I just ordered an entry level Nespresso machine from Amazon, and I'm looking forward to when it gets delivered. I realize that serious espresso aficionados scoff at this sort of thing, but it seems to be the right choice for me. You drop a pod in, press a button, and out pops a consistent brew. No mess, no fuss, and no bells and whistles that I'll never use. What's not to like?

I was given an Aeroccino milk frother a few years ago, and it mostly just sits in a cabinet, unused. I'm hoping to make a few cappuccinos when the Nespresso machine comes. :)
 

Champion of Capua

Contributor
If you’re making cappuccinos or lattes, your Nespresso will work great.

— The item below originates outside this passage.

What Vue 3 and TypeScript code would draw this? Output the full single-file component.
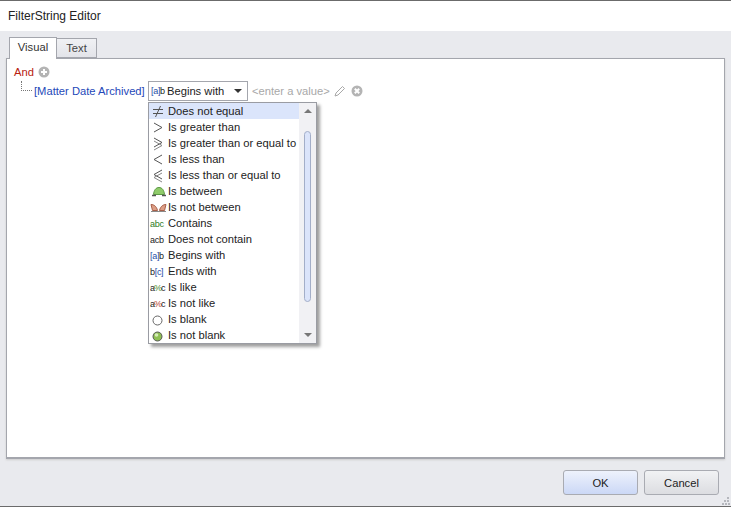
<script setup lang="ts">
const items: { label: string; icon: string; parts?: [string, string][] }[] = [
  { label: 'Does not equal', icon: 'ne' },
  { label: 'Is greater than', icon: 'gt' },
  { label: 'Is greater than or equal to', icon: 'ge' },
  { label: 'Is less than', icon: 'lt' },
  { label: 'Is less than or equal to', icon: 'le' },
  { label: 'Is between', icon: 'between' },
  { label: 'Is not between', icon: 'notbetween' },
  { label: 'Contains', icon: 'text', parts: [['ab', '#2e7d1e'], ['c', '#2e7d1e']] },
  { label: 'Does not contain', icon: 'text', parts: [['acb', '#222']] },
  { label: 'Begins with', icon: 'text', parts: [['[a]', '#1f4fa8'], ['b', '#222']] },
  { label: 'Ends with', icon: 'text', parts: [['b', '#222'], ['[c]', '#1f4fa8']] },
  { label: 'Is like', icon: 'text', parts: [['a', '#222'], ['%', '#4c8c2b'], ['c', '#222']] },
  { label: 'Is not like', icon: 'text', parts: [['a', '#222'], ['%', '#b8432f'], ['c', '#222']] },
  { label: 'Is blank', icon: 'blank' },
  { label: 'Is not blank', icon: 'notblank' },
]
</script>

<template>
  <div class="window">
    <header class="title">FilterString Editor</header>
    <main class="body">
      <div class="tabs">
        <div class="tab active">Visual</div>
        <div class="tab">Text</div>
      </div>
      <section class="panel">
        <div class="group">
          <span class="and">And</span>
          <svg class="round" width="12" height="12" viewBox="0 0 12 12">
            <circle cx="6" cy="6" r="5.5" fill="#b4b4b4" />
            <path d="M6 3v6M3 6h6" stroke="#fff" stroke-width="2" />
          </svg>
        </div>
        <div class="cond">
          <span class="tree"></span>
          <span class="field">[Matter Date Archived]</span>
          <div class="combo">
            <span class="mini"><i class="blue">[a]</i>b</span>
            <span class="combo-text">Begins with</span>
            <span class="arrow"></span>
          </div>
          <span class="value">&lt;enter a value&gt;</span>
          <svg class="pencil" width="12" height="12" viewBox="0 0 12 12">
            <path d="M8.5 1.500l2 2-6.500 6.500-3 1 1-3z" fill="#fff" stroke="#a8a8a8" />
          </svg>
          <svg class="round" width="12" height="12" viewBox="0 0 12 12">
            <circle cx="6" cy="6" r="5.5" fill="#b4b4b4" />
            <path d="M3.800 3.800l4.400 4.400M8.200 3.800l-4.400 4.400" stroke="#fff" stroke-width="2" />
          </svg>
        </div>

        <div class="menu">
          <ul class="list">
            <li v-for="(it, i) in items" :key="it.label" class="row" :class="{ hot: i === 0 }">
              <span class="ico">
                <span v-if="it.icon === 'text'" class="mini" :class="{ tight: it.parts && it.parts.length === 3 }">
                  <i v-for="p in it.parts" :key="p[0]" :style="{ color: p[1] }">{{ p[0] }}</i>
                </span>
                <svg v-else width="18" height="16" viewBox="0 0 18 16" fill="none" stroke="#555">
                  <template v-if="it.icon === 'ne'">
                    <path d="M3 6.500h10M3 10.500h10M10.500 3L5.500 14" />
                  </template>
                  <path v-else-if="it.icon === 'gt'" d="M4 4l8 4.500-8 4.500" />
                  <template v-else-if="it.icon === 'ge'">
                    <path d="M4 3l8 4.500-8 4.500" />
                    <path d="M4 6l8 4.500-8 4.500" stroke="#888" />
                  </template>
                  <path v-else-if="it.icon === 'lt'" d="M12 4L4 8.500l8 4.500" />
                  <template v-else-if="it.icon === 'le'">
                    <path d="M12 3L4 7.500l8 4.500" />
                    <path d="M12 6l-8 4.500 8 4.500" stroke="#888" />
                  </template>
                  <template v-else-if="it.icon === 'between'">
                    <path d="M3.500 11.500C4 7 6 4.500 9 4.500s5 2.500 5.500 7z" fill="#8fcb6a" stroke="#5c9a44" />
                    <path d="M2 12.500h4M12 12.500h4" stroke="#555" stroke-width="1.500" />
                  </template>
                  <template v-else-if="it.icon === 'notbetween'">
                    <path d="M1 5.500C3.500 5.500 6.500 7 7.500 11.500h-5z" fill="#dd9f86" stroke="#a8604a" />
                    <path d="M16 5.500C13.500 5.500 10.500 7 9.500 11.500h5z" fill="#dd9f86" stroke="#a8604a" />
                    <path d="M1 12.500h15" stroke="#8a8a8a" />
                  </template>
                  <circle v-else-if="it.icon === 'blank'" cx="7.500" cy="9.500" r="4.500" fill="#fff" stroke="#666" />
                  <template v-else-if="it.icon === 'notblank'">
                    <circle cx="7.500" cy="9.500" r="4.500" fill="#8fc054" stroke="#555" />
                    <circle cx="6.500" cy="8" r="1.800" fill="#d6ecb8" stroke="none" />
                  </template>
                </svg>
              </span>
              <span class="label">{{ it.label }}</span>
            </li>
          </ul>
          <div class="scroll">
            <span class="up"></span>
            <div class="track"><div class="thumb"></div></div>
            <span class="down"></span>
          </div>
        </div>
      </section>
    </main>
    <footer class="foot">
      <button class="btn ok">OK</button>
      <button class="btn">Cancel</button>
      <svg class="grip" width="8" height="8" viewBox="0 0 8 8" fill="#b5b7bd">
        <rect x="5" y="0" width="2" height="2" /><rect x="2" y="3" width="2" height="2" /><rect x="5" y="3" width="2" height="2" />
        <rect x="0" y="6" width="2" height="2" /><rect x="3" y="6" width="2" height="2" /><rect x="6" y="6" width="2" height="2" />
      </svg>
    </footer>
  </div>
</template>

<style>
html, body { margin: 0; background: #e9eaee; }
</style>

<style scoped>
.window {
  width: 731px; height: 507px; box-sizing: border-box;
  display: flex; flex-direction: column;
  border-top: 1px solid #6b6b6b; border-bottom: 1px solid #6b6b6b;
  background: #e9eaee; color: #222;
  font: 11.2px/16px "Liberation Sans", sans-serif;
  overflow: hidden; position: relative;
}
.title { height: 30px; flex: none; box-sizing: border-box; padding: 7px 8px 0; background: #fff; font-size: 12px; }
.body { flex: 1; display: flex; flex-direction: column; padding: 6px 6px 0 6px; min-height: 0; }
.tabs { display: flex; padding-left: 3px; height: 21px; flex: none; position: relative; z-index: 1; }
.tab {
  box-sizing: border-box; height: 20px; margin-top: 1px; width: 40px; text-align: center; line-height: 18px;
  border: 1px solid #a4a6ad; border-left: none; background: linear-gradient(#f0f1f4, #e3e4e9); color: #444;
}
.tab.active { width: 48px; height: 22px; margin-top: 0; border-left: 1px solid #a4a6ad; border-bottom: none; background: #fff; color: #333; }
.panel { height: 401px; flex: none; box-sizing: border-box; border: 1px solid #a4a6ad; border-bottom-width: 2px; background: #fff; position: relative; padding: 5px 7px; box-shadow: 0 1px 2px #ccc; }
.group { display: flex; align-items: center; gap: 4px; height: 16px; }
.and { color: #b8210f; }
.cond { display: flex; align-items: center; height: 18px; margin-top: 2px; }
.tree { width: 10px; height: 9px; margin: -10px 2px 0 7px; border-left: 1px dotted #777; border-bottom: 1px dotted #777; flex: none; }
.field { color: #2448b8; width: 114px; flex: none; white-space: nowrap; }
.combo { box-sizing: border-box; width: 100px; height: 20px; border: 1px solid #a4a6ad; display: flex; align-items: center; padding-left: 2px; white-space: nowrap; flex: none; }
.combo .mini { width: 16px; }
.combo-text { flex: 1; }
.arrow { width: 0; height: 0; border: 4px solid transparent; border-top: 4px solid #333; border-bottom: none; margin-right: 5px; }
.value { color: #a8a8a8; margin: 0 4px; white-space: nowrap; }
.pencil { margin-right: 5px; }
.mini { font: 9px/16px "Liberation Sans", sans-serif; letter-spacing: -0.3px; display: inline-block; white-space: nowrap; }
.mini.tight { letter-spacing: -1px; }
.mini i { font-style: normal; }
.blue { color: #1f4fa8; }
.menu {
  position: absolute; left: 141px; top: 43px; width: 169px; height: 242px; box-sizing: border-box;
  border: 1px solid #9a9ca3; background: #fff; display: flex; box-shadow: 3px 3px 3px #a0a0a0;
}
.list { margin: 0; padding: 0; list-style: none; width: 150px; flex: none; }
.row { display: flex; height: 16px; align-items: center; }
.row.hot { background: #dbe5fb; }
.ico { width: 19px; flex: none; height: 16px; padding-left: 1px; box-sizing: border-box; overflow: hidden; }
.ico svg { display: block; }
.label { white-space: nowrap; }
.scroll { flex: 1; background: #f1f1f4; display: flex; flex-direction: column; align-items: center; }
.up, .down { width: 0; height: 0; border: 4px solid transparent; flex: none; }
.up { border-bottom: 4px solid #777; border-top: none; margin-top: 6px; }
.down { border-top: 4px solid #777; border-bottom: none; margin-bottom: 6px; }
.track { flex: 1; width: 100%; display: flex; justify-content: center; padding-top: 18px; box-sizing: border-box; }
.thumb { width: 7px; height: 171px; box-sizing: border-box; border: 1px solid #a3aec8; border-radius: 4px; background: #dbe4fa; }
.foot { height: 46px; flex: none; display: flex; justify-content: flex-end; gap: 6px; padding: 10px 12px 0 0; box-sizing: border-box; position: relative; }
.btn { box-sizing: border-box; width: 75px; height: 25px; border: 1px solid #a9abb2; border-radius: 3px; background: linear-gradient(#f1f2f4, #dcdde1); font: inherit; color: #222; padding: 0; }
.btn.ok { background: linear-gradient(#eef2fc, #cbd8f6); }
.grip { position: absolute; right: 1px; bottom: 1px; }
</style>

To me a high quality espresso machine is for those who enjoy shots. You can customize a shot nicely with a quality espresso machine with pressure(bar) & time, but if that’s not you, you will enjoy the confidence of your Nespresso.

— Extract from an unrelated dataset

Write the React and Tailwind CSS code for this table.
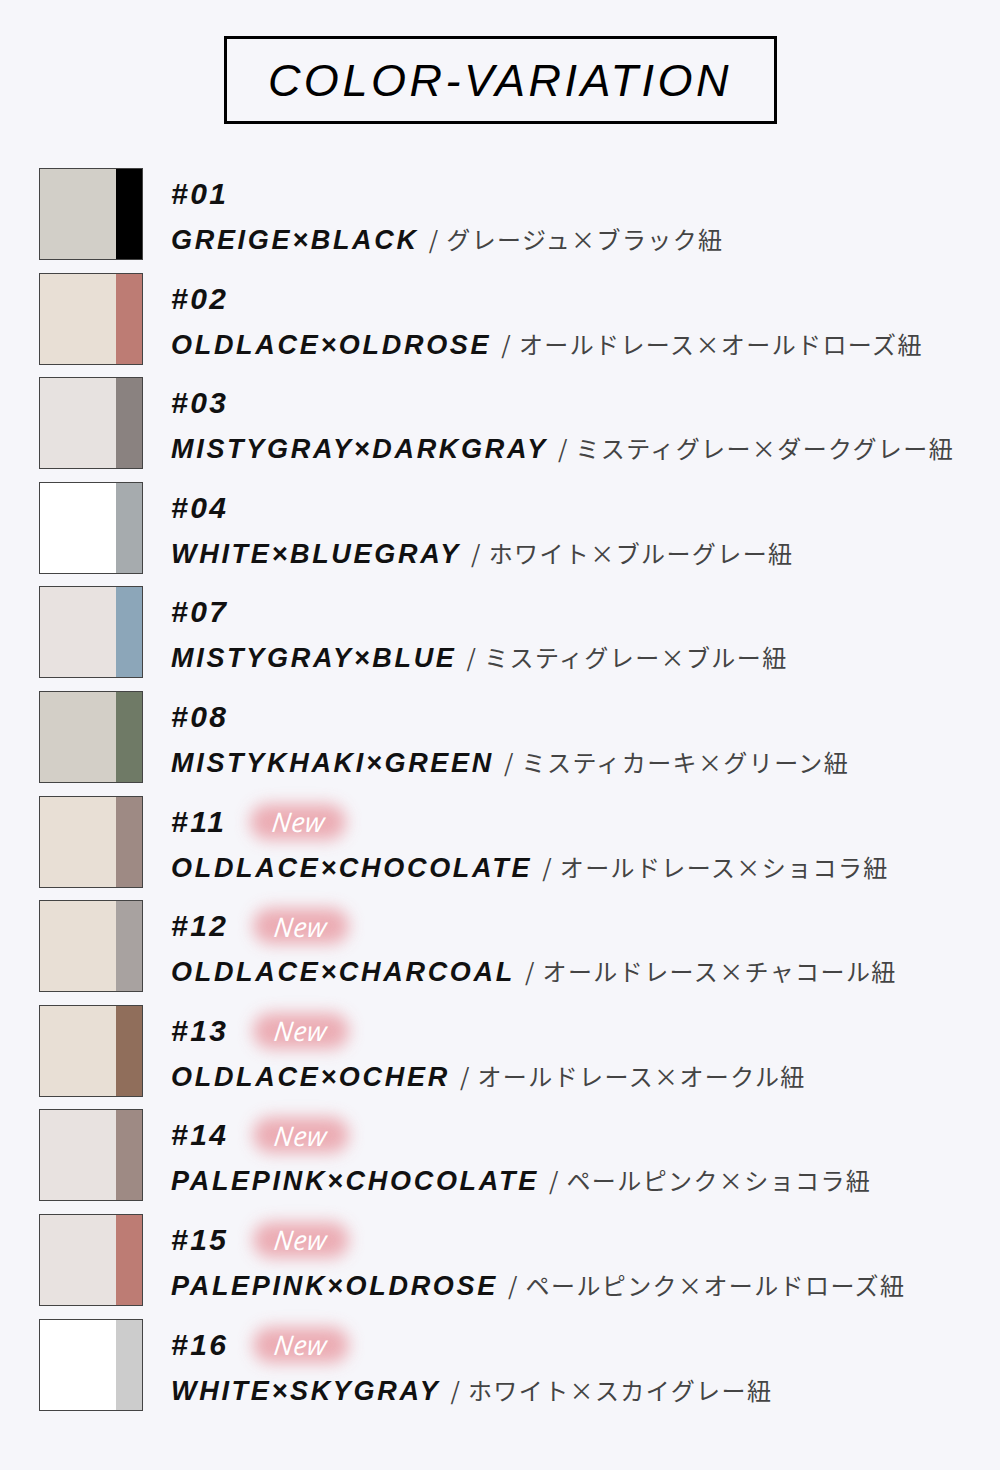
import React from 'react';

const rows = [
  { no: '01', name: 'GREIGE×BLACK', jp: 'グレージュ×ブラック紐', base: '#d2cfc8', line: '#000000' },
  { no: '02', name: 'OLDLACE×OLDROSE', jp: 'オールドレース×オールドローズ紐', base: '#e8dfd5', line: '#bd7c74' },
  { no: '03', name: 'MISTYGRAY×DARKGRAY', jp: 'ミスティグレー×ダークグレー紐', base: '#e7e2e0', line: '#8a8280' },
  { no: '04', name: 'WHITE×BLUEGRAY', jp: 'ホワイト×ブルーグレー紐', base: '#ffffff', line: '#a6abae' },
  { no: '07', name: 'MISTYGRAY×BLUE', jp: 'ミスティグレー×ブルー紐', base: '#e8e2e0', line: '#8ca6b9' },
  { no: '08', name: 'MISTYKHAKI×GREEN', jp: 'ミスティカーキ×グリーン紐', base: '#d3cfc7', line: '#6f7a66' },
  { no: '11', name: 'OLDLACE×CHOCOLATE', jp: 'オールドレース×ショコラ紐', base: '#e8dfd5', line: '#9e8a84', isNew: true },
  { no: '12', name: 'OLDLACE×CHARCOAL', jp: 'オールドレース×チャコール紐', base: '#e8dfd5', line: '#a8a2a0', isNew: true },
  { no: '13', name: 'OLDLACE×OCHER', jp: 'オールドレース×オークル紐', base: '#e8dfd5', line: '#906e5b', isNew: true },
  { no: '14', name: 'PALEPINK×CHOCOLATE', jp: 'ペールピンク×ショコラ紐', base: '#e8e2e0', line: '#9e8a84', isNew: true },
  { no: '15', name: 'PALEPINK×OLDROSE', jp: 'ペールピンク×オールドローズ紐', base: '#e8e2e0', line: '#bd7c74', isNew: true },
  { no: '16', name: 'WHITE×SKYGRAY', jp: 'ホワイト×スカイグレー紐', base: '#ffffff', line: '#cccccc', isNew: true },
];

function NewBadge() {
  return (
    <span className="relative ml-[18px] inline-flex h-[30px] w-[108px] items-center justify-center">
      <span className="absolute inset-x-[6px] inset-y-[-3px] rounded-full bg-[#eaa0a8] opacity-85 blur-[8px]" />
      <span
        className="relative -skew-x-6 text-[27px] italic leading-none tracking-[0.5px] text-white"
        style={{ fontFamily: '"Open Sans", sans-serif' }}
      >
        New
      </span>
    </span>
  );
}

export default function App() {
  return (
    <div className="min-h-[1470px] w-[1000px] bg-[#f6f6fa]" style={{ fontFamily: '"Liberation Sans", Arial, sans-serif' }}>
      <div className="flex justify-center pt-[36px]">
        <div className="flex h-[88px] w-[553px] items-center justify-center border-[3px] border-black">
          <h1 className="text-[45px] italic leading-none tracking-[3.5px] text-black">COLOR-VARIATION</h1>
        </div>
      </div>

      <div className="mt-[44px] flex flex-col gap-[12.6px] pl-[39px]">
        {rows.map((r) => (
          <div key={r.no} className="flex h-[92px]">
            <div className="flex h-[92px] w-[104px] shrink-0 border border-[#444]">
              <div className="w-[76px]" style={{ background: r.base }} />
              <div className="flex-1" style={{ background: r.line }} />
            </div>
            <div className="ml-[28px] pt-[11px]">
              <div className="flex h-[30px] items-center">
                <span className="text-[30px] font-bold italic leading-none tracking-[2.5px] text-[#111]">#{r.no}</span>
                {r.isNew && <NewBadge />}
              </div>
              <div className="mt-[18px] flex items-baseline whitespace-nowrap leading-none">
                <span className="text-[27px] font-bold italic tracking-[2.7px] text-[#111]">{r.name}</span>
                <span
                  className="ml-[10px] text-[24px] tracking-[1.4px] text-[#444]"
                  style={{ fontFamily: '"Noto Sans CJK JP", "Liberation Sans", sans-serif' }}
                >
                  / {r.jp}
                </span>
              </div>
            </div>
          </div>
        ))}
      </div>
    </div>
  );
}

Would you mix Pappy Van Winkle & Coke??
 
I'm truly surprised Breville got such short run time in this discussion. If you'll look at a Breville BES920XL I think you'll find what will satisfy you for many years to come. First, I fully understand the point about the general machine expense being double what the stated price of admission was to be. Yet, and even though it is a modernist take on old traditional steel and heavy copper, it is durable and expressly consistent/accurate in producing a cuppa expresso and or any milk mixed drink you might seek. You will also come to appreciate drawing shots or steaming liquids without having switch thermostats and waiting for the boiler to come to temperature for your hotter pursuits. I did start out with a dual purpose pull and then steam. (We'll not even talk about "boilers" which boil over to draw through your charge.) If you have a chance to see these in action, I highly recommend it. You might find the difference worth a short wait before you bring it home.